# [Required task]
Write out the data again exactly, skipping every picture.

-----

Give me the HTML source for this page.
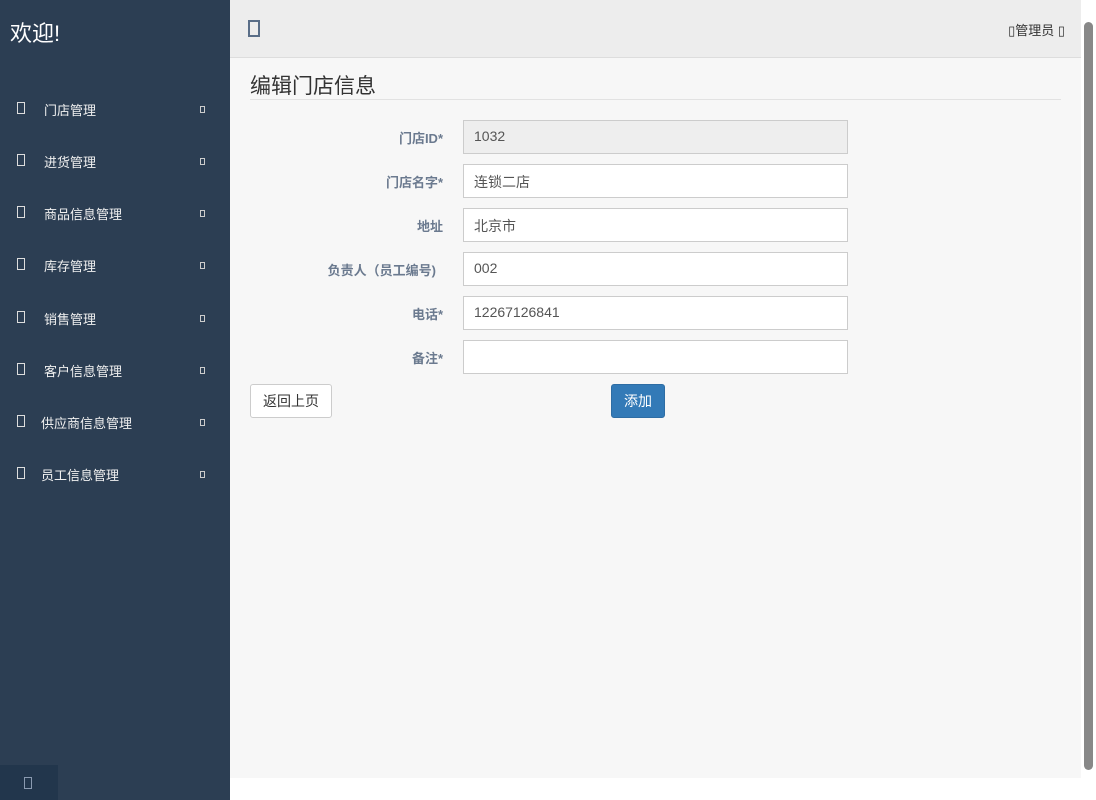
<!DOCTYPE html>
<html><head><meta charset="utf-8"><style>
*{box-sizing:border-box;margin:0;padding:0}
body{width:1096px;height:800px;overflow:hidden;background:#fff;font-family:"Liberation Sans","Noto Sans CJK SC",sans-serif;position:relative}
.side{position:absolute;left:0;top:0;width:230px;height:800px;background:#2c3e53;color:#fff}
.side h1{font-weight:normal;font-size:22px;position:absolute;left:10px;top:16px}
.item{position:absolute;left:0;width:230px;font-size:13px;color:#f0f0f0}
.item .ic{position:absolute;left:17px;top:-8px;width:8px;height:12px;border:1.5px solid #ddd}
.item .t{position:absolute;top:-10px}
.item .ar{position:absolute;left:200px;top:-4px;width:5px;height:7px;border:1px solid #ccc}
.sbtn{position:absolute;left:0;top:765px;width:58px;height:35px;background:#22364c}
.sbtn i{position:absolute;left:24px;top:12px;width:8px;height:12px;border:1.5px solid #8a9ab0}
.head{position:absolute;left:230px;top:0;width:851px;height:58px;background:#ededed;border-bottom:1px solid #ddd}
.head .ic{position:absolute;left:18px;top:20px;width:12px;height:17px;border:2px solid #5a6e88}
.head .u{position:absolute;right:16px;top:20px;font-size:13px;color:#333}
.main{position:absolute;left:230px;top:58px;width:851px;height:720px;background:#f7f7f7}
.main h2{position:absolute;left:20px;top:12px;font-weight:normal;font-size:21px;color:#333}
.hr{position:absolute;left:20px;top:41px;width:811px;border-top:1px solid #e2e2e2}
.lab{position:absolute;right:638px;font-size:13px;font-weight:bold;color:#6b7a8f;text-align:right}
.inp{position:absolute;left:233px;width:385px;height:34px;border:1px solid #ccc;background:#fff;font-size:14px;color:#555;padding:7px 10px}
.btn{position:absolute;top:326px;height:34px;font-size:14px;border-radius:3px;padding:6px 12px}
.sb{position:absolute;left:1081px;top:0;width:15px;height:800px;background:#fff}
.sb .th{position:absolute;left:3px;top:22px;width:9px;height:748px;background:#888;border-radius:5px}
</style></head><body>
<div class="side"><h1>欢迎!</h1>
<div class="item" style="top:110px"><i class="ic"></i><span class="t" style="left:44px">门店管理</span><i class="ar"></i></div>
<div class="item" style="top:162px"><i class="ic"></i><span class="t" style="left:44px">进货管理</span><i class="ar"></i></div>
<div class="item" style="top:214px"><i class="ic"></i><span class="t" style="left:44px">商品信息管理</span><i class="ar"></i></div>
<div class="item" style="top:266px"><i class="ic"></i><span class="t" style="left:44px">库存管理</span><i class="ar"></i></div>
<div class="item" style="top:319px"><i class="ic"></i><span class="t" style="left:44px">销售管理</span><i class="ar"></i></div>
<div class="item" style="top:371px"><i class="ic"></i><span class="t" style="left:44px">客户信息管理</span><i class="ar"></i></div>
<div class="item" style="top:423px"><i class="ic"></i><span class="t" style="left:41px">供应商信息管理</span><i class="ar"></i></div>
<div class="item" style="top:475px"><i class="ic"></i><span class="t" style="left:41px">员工信息管理</span><i class="ar"></i></div>
<div class="sbtn"><i></i></div>
</div>
<div class="head"><i class="ic"></i><span class="u">▯管理员 ▯</span></div>
<div class="main"><h2>编辑门店信息</h2><div class="hr"></div>
<div class="lab" style="top:70px">门店ID*</div><div class="inp" style="top:62px;background:#eee">1032</div>
<div class="lab" style="top:114px">门店名字*</div><div class="inp" style="top:106px">连锁二店</div>
<div class="lab" style="top:158px">地址</div><div class="inp" style="top:150px">北京市</div>
<div class="lab" style="top:202px;right:645px">负责人（员工编号)</div><div class="inp" style="top:194px">002</div>
<div class="lab" style="top:246px">电话*</div><div class="inp" style="top:238px">12267126841</div>
<div class="lab" style="top:290px">备注*</div><div class="inp" style="top:282px"></div>
<div class="btn" style="left:20px;width:82px;background:#fff;border:1px solid #ccc;color:#333">返回上页</div>
<div class="btn" style="left:381px;width:54px;background:#337ab7;border:1px solid #2e6da4;color:#fff">添加</div>
</div>
<div class="sb"><div class="th"></div></div>
</body></html>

-----

# [Output of the task]
Give me the HTML source for this page.
<!DOCTYPE html>
<html><head><meta charset="utf-8"><style>
*{box-sizing:border-box;margin:0;padding:0}
body{width:1096px;height:800px;overflow:hidden;background:#fff;font-family:"Liberation Sans","Noto Sans CJK SC",sans-serif;position:relative}
.side{position:absolute;left:0;top:0;width:230px;height:800px;background:#2c3e53;color:#fff}
.side h1{font-weight:normal;font-size:22px;position:absolute;left:10px;top:16px}
.item{position:absolute;left:0;width:230px;font-size:13px;color:#f0f0f0}
.item .ic{position:absolute;left:17px;top:-8px;width:8px;height:12px;border:1.5px solid #ddd}
.item .t{position:absolute;top:-10px}
.item .ar{position:absolute;left:200px;top:-4px;width:5px;height:7px;border:1px solid #ccc}
.sbtn{position:absolute;left:0;top:765px;width:58px;height:35px;background:#22364c}
.sbtn i{position:absolute;left:24px;top:12px;width:8px;height:12px;border:1.5px solid #8a9ab0}
.head{position:absolute;left:230px;top:0;width:851px;height:58px;background:#ededed;border-bottom:1px solid #ddd}
.head .ic{position:absolute;left:18px;top:20px;width:12px;height:17px;border:2px solid #5a6e88}
.head .u{position:absolute;right:16px;top:20px;font-size:13px;color:#333}
.main{position:absolute;left:230px;top:58px;width:851px;height:720px;background:#f7f7f7}
.main h2{position:absolute;left:20px;top:12px;font-weight:normal;font-size:21px;color:#333}
.hr{position:absolute;left:20px;top:41px;width:811px;border-top:1px solid #e2e2e2}
.lab{position:absolute;right:638px;font-size:13px;font-weight:bold;color:#6b7a8f;text-align:right}
.inp{position:absolute;left:233px;width:385px;height:34px;border:1px solid #ccc;background:#fff;font-size:14px;color:#555;padding:7px 10px}
.btn{position:absolute;top:326px;height:34px;font-size:14px;border-radius:3px;padding:6px 12px}
.sb{position:absolute;left:1081px;top:0;width:15px;height:800px;background:#fff}
.sb .th{position:absolute;left:3px;top:22px;width:9px;height:748px;background:#888;border-radius:5px}
</style></head><body>
<div class="side"><h1>欢迎!</h1>
<div class="item" style="top:110px"><i class="ic"></i><span class="t" style="left:44px">门店管理</span><i class="ar"></i></div>
<div class="item" style="top:162px"><i class="ic"></i><span class="t" style="left:44px">进货管理</span><i class="ar"></i></div>
<div class="item" style="top:214px"><i class="ic"></i><span class="t" style="left:44px">商品信息管理</span><i class="ar"></i></div>
<div class="item" style="top:266px"><i class="ic"></i><span class="t" style="left:44px">库存管理</span><i class="ar"></i></div>
<div class="item" style="top:319px"><i class="ic"></i><span class="t" style="left:44px">销售管理</span><i class="ar"></i></div>
<div class="item" style="top:371px"><i class="ic"></i><span class="t" style="left:44px">客户信息管理</span><i class="ar"></i></div>
<div class="item" style="top:423px"><i class="ic"></i><span class="t" style="left:41px">供应商信息管理</span><i class="ar"></i></div>
<div class="item" style="top:475px"><i class="ic"></i><span class="t" style="left:41px">员工信息管理</span><i class="ar"></i></div>
<div class="sbtn"><i></i></div>
</div>
<div class="head"><i class="ic"></i><span class="u">▯管理员 ▯</span></div>
<div class="main"><h2>编辑门店信息</h2><div class="hr"></div>
<div class="lab" style="top:70px">门店ID*</div><div class="inp" style="top:62px;background:#eee">1032</div>
<div class="lab" style="top:114px">门店名字*</div><div class="inp" style="top:106px">连锁二店</div>
<div class="lab" style="top:158px">地址</div><div class="inp" style="top:150px">北京市</div>
<div class="lab" style="top:202px;right:645px">负责人（员工编号)</div><div class="inp" style="top:194px">002</div>
<div class="lab" style="top:246px">电话*</div><div class="inp" style="top:238px">12267126841</div>
<div class="lab" style="top:290px">备注*</div><div class="inp" style="top:282px"></div>
<div class="btn" style="left:20px;width:82px;background:#fff;border:1px solid #ccc;color:#333">返回上页</div>
<div class="btn" style="left:381px;width:54px;background:#337ab7;border:1px solid #2e6da4;color:#fff">添加</div>
</div>
<div class="sb"><div class="th"></div></div>
</body></html>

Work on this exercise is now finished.